他们就是以卢剑波、毛一波、张履谦、梅子、柳絮等为主的中国后期无政府主义者。自《桃色的云》一九二二年在中国首版以来,这波新的无政府主义力量迅速聚合。土拨鼠作为“独异的个人”,是救世的英雄,他自哀自伤,又彻底地牺牲。这一代表少数真理、追求爱与美的形象,深深感染了叛逆的青年群体。他们无限认同于土拨鼠的精神,又常感于流浪人生的虚妄。他们与爱罗先珂的关系,与其说是精神的共鳴,不如说是爱罗先珂的文学和思想直接哺育了他们,使之成为无政府主义者。毛一波曾在自叙传小说《土拨鼠》中记叙,尹子真步入革命的原因就是“爱罗君的‘爱字的疮’和‘红的花’,使他流过眼泪,使他决心去参加革命”(毛一波:《土拨鼠》,载《樱花时节》,上海新时代书局一九三一年版,39 页)。这也使我们能够理解,中国无政府主义在走过早期“天义/ 衡报”“新世纪”“民声”的热烈时代后,如何有勇气在无产阶级革命主流的边缘继续着乌托邦的执念,他们的思想资源和特别气质源于何处。
一九二〇年下半年,这个无政府主义团体参与了革命文学论战,以反强权的平等主义对战无产阶级专政和资产阶级新月派,以“泛生命共同体”的世界主义想象无限展开对革命未来的许诺。在创作主题上,他们倾向于浪漫主义的自叙传写作,掺杂着幼稚的政治理念图解。他们笔下的人物始终漂泊流散,困窘枯寂,但正因身怀一颗流浪的“旅心”,也就更能把视野推移到日本、南洋等一整个东亚的革命场域,而这又何尝不是追随着爱罗先珂的履迹呢?无可否认,在一九二五到一九二八年中国革命走向彷徨时期,“土拨鼠”的革命意象促发了氤氲在时代中的知识分子易感情绪,并作为一种精神底色,有效接续了来自“五四”文学革命的质疑精神和个人主义传统,又链接到了革命文学的新政治语境,催化了新社会想象的建立。
类比于无产阶级革命圣地“延安”,“枯叶杂记”所标识出的心理场则是这群无政府主义者的心灵共同体。但不同的是,这是一个充满颓败与失意自怜的诗意空间,在现实政治困境与个体阴郁性格的沉沦中,这群无所归属的异邦人呼号着哀歌,灵魂相泊于此,每每只能“洒一掬同情之泪”。
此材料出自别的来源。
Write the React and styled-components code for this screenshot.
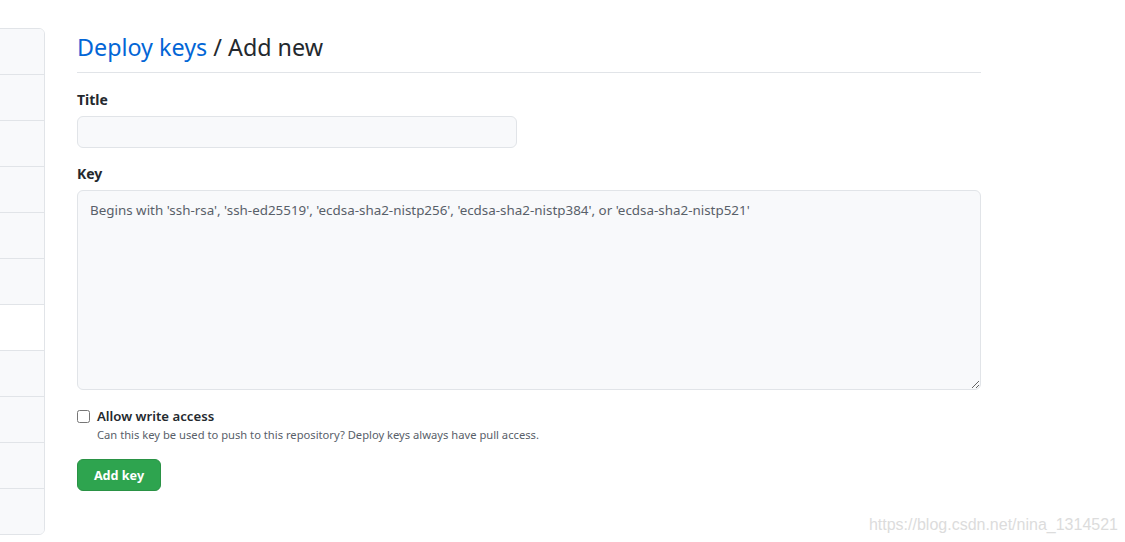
import React from 'react';
import styled, { createGlobalStyle } from 'styled-components';

const GlobalStyle = createGlobalStyle`
  html, body {
    margin: 0;
    padding: 0;
    background: #ffffff;
  }
  body {
    font-family: "Noto Sans", "Liberation Sans", sans-serif;
    color: #24292e;
  }
`;

const Page = styled('div')`
  position: relative;
  display: flex;
  align-items: flex-start;
  gap: 32px;
  width: 1125px;
  height: 542px;
  padding-top: 28px;
  box-sizing: border-box;
  overflow: hidden;
`;

const SideMenu = styled('nav')`
  width: 45px;
  flex-shrink: 0;
  margin-left: -2px;
  border: 1px solid #e1e4e8;
  border-radius: 0 6px 6px 0;
  overflow: hidden;
  display: flex;
  flex-direction: column;
`;

const MenuItem = styled('div')`
  height: 45px;
  background-color: ${props => props.selected ? '#ffffff' : '#f8f9fb'};
  &:not(:last-child) {
    border-bottom: 1px solid #e1e4e8;
  }
`;

const Main = styled('main')`
  width: 904px;
  display: flex;
  flex-direction: column;
`;

const Heading = styled('h2')`
  margin: 0;
  font-size: 23.3px;
  font-weight: 400;
  line-height: 36px;
  padding-top: 1px;
  padding-bottom: 7px;
  border-bottom: 1px solid #e1e4e8;
  color: #24292e;
`;

const HeadingLink = styled('a')`
  color: #0366d6;
  text-decoration: none;
`;

const Label = styled('label')`
  display: block;
  font-size: 14px;
  font-weight: 700;
  line-height: 20px;
  margin-top: ${props => props.first ? '17px' : '16px'};
  margin-bottom: 6px;
`;

const TextInput = styled('input')`
  width: 440px;
  height: 32px;
  box-sizing: border-box;
  border: 1px solid #e1e4e8;
  border-radius: 6px;
  background: #f8f9fb;
  padding: 5px 12px;
  font-size: 14px;
  font-family: inherit;
  outline: none;
`;

const KeyArea = styled('textarea')`
  width: 904px;
  height: 200px;
  box-sizing: border-box;
  border: 1px solid #e1e4e8;
  border-radius: 6px;
  background: #f8f9fb;
  padding: 9px 12px;
  font-size: 13.4px;
  line-height: 20px;
  font-family: inherit;
  color: #24292e;
  outline: none;
  resize: vertical;
  &::placeholder {
    color: #586069;
  }
`;

const CheckRow = styled('div')`
  margin-top: 16px;
  display: flex;
  align-items: center;
  gap: 7px;
`;

const CheckBox = styled('input')`
  width: 13px;
  height: 13px;
  margin: 0;
`;

const CheckLabel = styled('label')`
  font-size: 13.2px;
  font-weight: 600;
  line-height: 20px;
`;

const Note = styled('p')`
  margin: 0 0 0 20px;
  font-size: 11.2px;
  line-height: 18px;
  color: #586069;
`;

const SubmitButton = styled('button')`
  margin-top: 15px;
  align-self: flex-start;
  width: 84px;
  height: 32px;
  padding: 0;
  border: 1px solid #2a9245;
  border-radius: 6px;
  background-color: #2ea44f;
  color: #ffffff;
  font-family: inherit;
  font-size: 12.6px;
  font-weight: 700;
  cursor: pointer;
`;

const Watermark = styled('div')`
  position: absolute;
  right: 7px;
  bottom: 8px;
  font-family: "Liberation Sans", Arial, sans-serif;
  font-size: 16px;
  color: #dcdcdc;
`;

const App = () => {
  const items = Array.from({ length: 11 }, (_, i) => i);
  return (
    <>
      <GlobalStyle />
      <Page>
        <SideMenu>
          {items.map(i => (
            <MenuItem key={i} selected={i === 6} />
          ))}
        </SideMenu>
        <Main>
          <Heading>
            <HeadingLink href="#">Deploy keys</HeadingLink> / Add new
          </Heading>
          <Label first htmlFor="key-title">Title</Label>
          <TextInput id="key-title" type="text" />
          <Label htmlFor="key-body">Key</Label>
          <KeyArea
            id="key-body"
            placeholder="Begins with 'ssh-rsa', 'ssh-ed25519', 'ecdsa-sha2-nistp256', 'ecdsa-sha2-nistp384', or 'ecdsa-sha2-nistp521'"
          />
          <CheckRow>
            <CheckBox type="checkbox" id="write-access" />
            <CheckLabel htmlFor="write-access">Allow write access</CheckLabel>
          </CheckRow>
          <Note>Can this key be used to push to this repository? Deploy keys always have pull access.</Note>
          <SubmitButton type="button">Add key</SubmitButton>
        </Main>
        <Watermark>https://blog.csdn.net/nina_1314521</Watermark>
      </Page>
    </>
  );
};

export default App;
爱罗先珂“悲哀的面纱”幻化成毛一波《人生的结局》中“少年幻梦的消灭”,成为卢剑波《赛根先生的山羊》里出逃而死的山羊……他们为理想而前行,也终因无法“看定了真实的虹”而亡,最终陷入了鲁迅所拒绝陷入的“梦游者的沉沦”。
归根结底,“土拨鼠”是失败了的,这些由此走上革命道路的天真的人们,也重复了“土拨鼠”宿命的悲剧。他们充满了悖论与挣扎,向往最激进的革命,却反对革命的手段与结果;他们身份尴尬,满溢着个人主义的哀伤。他们注定失败,却也“求仁得仁”,本自甘愿踏上一条自我牺牲之路。可以说,他们因爱罗先珂而生,又因继承了爱罗先珂过于黯淡的一面而死,以全部生命的艺术化献祭于爱罗先珂的诗意革命。与无产阶级文艺运动中有组织地发挥“革命情绪”在革命主体构建中的积极作用不同,无政府主义知识分子所携带的革命情绪是一种悲剧精神的感召,是注定无法大众化的经验,使得“土拨鼠”革命话语与其所代表的无政府主义在中国现代革命中失去普及的可能性,而最终成为一段被“克服”的历史。
沿着爱罗先珂的精神足迹,中国后期无政府主义青年展开的跌撞的革命之旅被长久隐没于主流历史叙述。尽管因幼稚而失败,但他们“人类一分子”的乌托邦理想、俄国式的大旷野神性精神,对血与泪、自由精神、人类爱的执着追求,命定悲剧却永葆天真的革命幻想,依旧动人。这也提醒我们,失败者固然被历史的暗夜沦没,但这并不等于他们的来过了无意义,他们曾如何书写革命人生,值得被重新发现。